Lyon gave up a juicy rebound right in the slot off a Jason Pominville shot and Jeff Skinner made it 1-0 less than four minutes in. Then sloppy play from the Flyers in the neutral zone resulted in a turnover that sent Buffalo in, then Tage Thompson worked around Radko Gudas to stuff home a nice finish. Perhaps a poke check as Thompson burrowed in would have helped, but hey. Evan Rodrigues would take advantage of yet another loose rebound from Lyon on the power play to make it 3-0, though heavy traffic in front of the crease did impede Lyon a bit and he didn’t get much help from the defense to clear bodies or the puck from the danger zone (Archer voice).
The kill shot for Lyon in this one was John Larsson’s twisted wrister with eight seconds left in the first, beating the netminder clean to the short side on a rush past Folin on the outside. It was a great shot, but came from the circle and there was no screen in front to make it 4-0. Sensing that things perhaps were already out of reach and not getting many saves, pulling Lyon wasn’t a tough call for Dave Hakstol in this one.
Power play blows key chance
After goals from Giroux and Simmonds to start the second to pull within 4-2, the Flyers’ maligned power play was given a prime chance to cut the lead to one early in the third period.
Sensing the importance of the moment, the captain pulled off an incredible individual effort on an entry into the Sabres’ zone, but was stopped not once —but twice— by Carter Hutton. Giroux danced around the defense at the blue line and cut in towards Hutton with a quick wrist shot that was denied and then fought through a check to get to the rebound that glanced off Hutton’s pad.
Those, however, would be the Flyers’ lone shots non that crucial power play, and would prove to be the lone man-advantage on the night. It was a prime chance wasted as the power play continues to confound with all that talent and skill producing the NHL’s 25th-ranked unit.
The penalty kill
Evan Rodrigues’ first period power play goal comes at no surprise as the Flyers have now given up power play goals in 16 of their 21 games this season. Though they did kill off two other Sabres power plays, the Flyers continue to rank second to last in terms of penalty killing at 68%, sitting only ahead of the Senators, who have a video out showing just how much they feel about their penalty kill early in the season.
The penalty kill struggles are in no way new for the Flyers, who have gotten away with it in recent years thanks to power play and 5-on-5 success, but the fact that this team continues to give up more than a power play goal per game (24 in 21 games) is simply staggering. So hard to win games when you do that.

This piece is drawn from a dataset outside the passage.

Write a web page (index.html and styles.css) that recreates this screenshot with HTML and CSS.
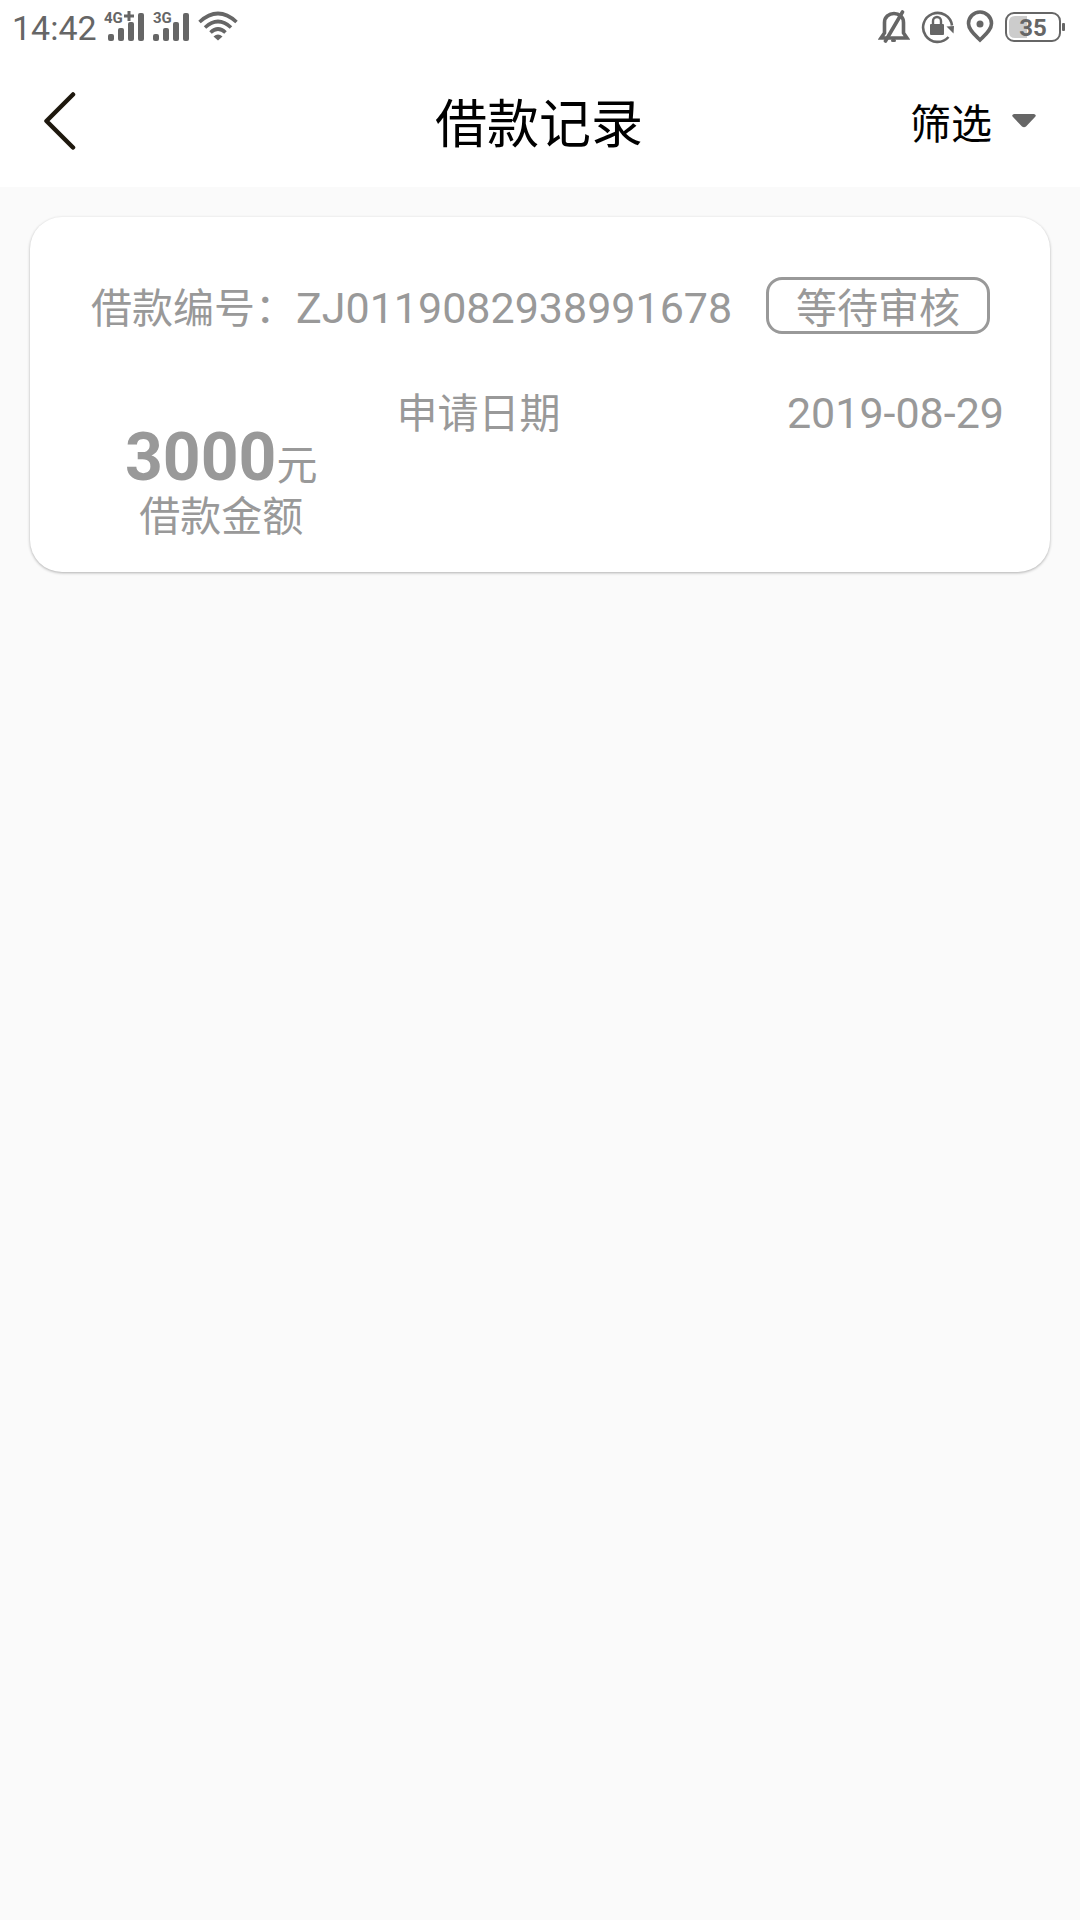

Hakstol’s seat getting hotter
With the loss, the Flyers have now lost four-straight and needed a historic comeback against the Lightning to make this stretch look just a little better. This comes on the heels of a 5-0-1 streak through the west coast that seemed to balance things for Dave Hakstol’s club. Instead, they’re right back into a tailspin and face the red-hot Rangers and Maple Leafs to close out the week.
Sportsnet’s Nick Kypreos mentioned earlier this year that coaches on the hot seat included Edmonton’s Todd McLellan (fired), St. Louis’ Mike Yeo (fired), and Los Angeles’ John Stevens (also fired). Another name on Kypreos’ list? You guessed it, Dave Hakstol.
With the Flyers floundering and looking unmotivated and disinterested most nights, is it time for a change in an important year for Ron Hextall’s vision of the rebuild? There could be whispers from above that Hextall will have to make a move —and fast— to save the sinking ship that is the Flyers’ 2018-19 season already.
That’s all, folks. But as always thanks for reading and I speak for everyone here at BSH when I say Happy Thanksgiving and enjoy your time with your families and we’ll be right back here to talk Flyers hockey on Friday. Cheers!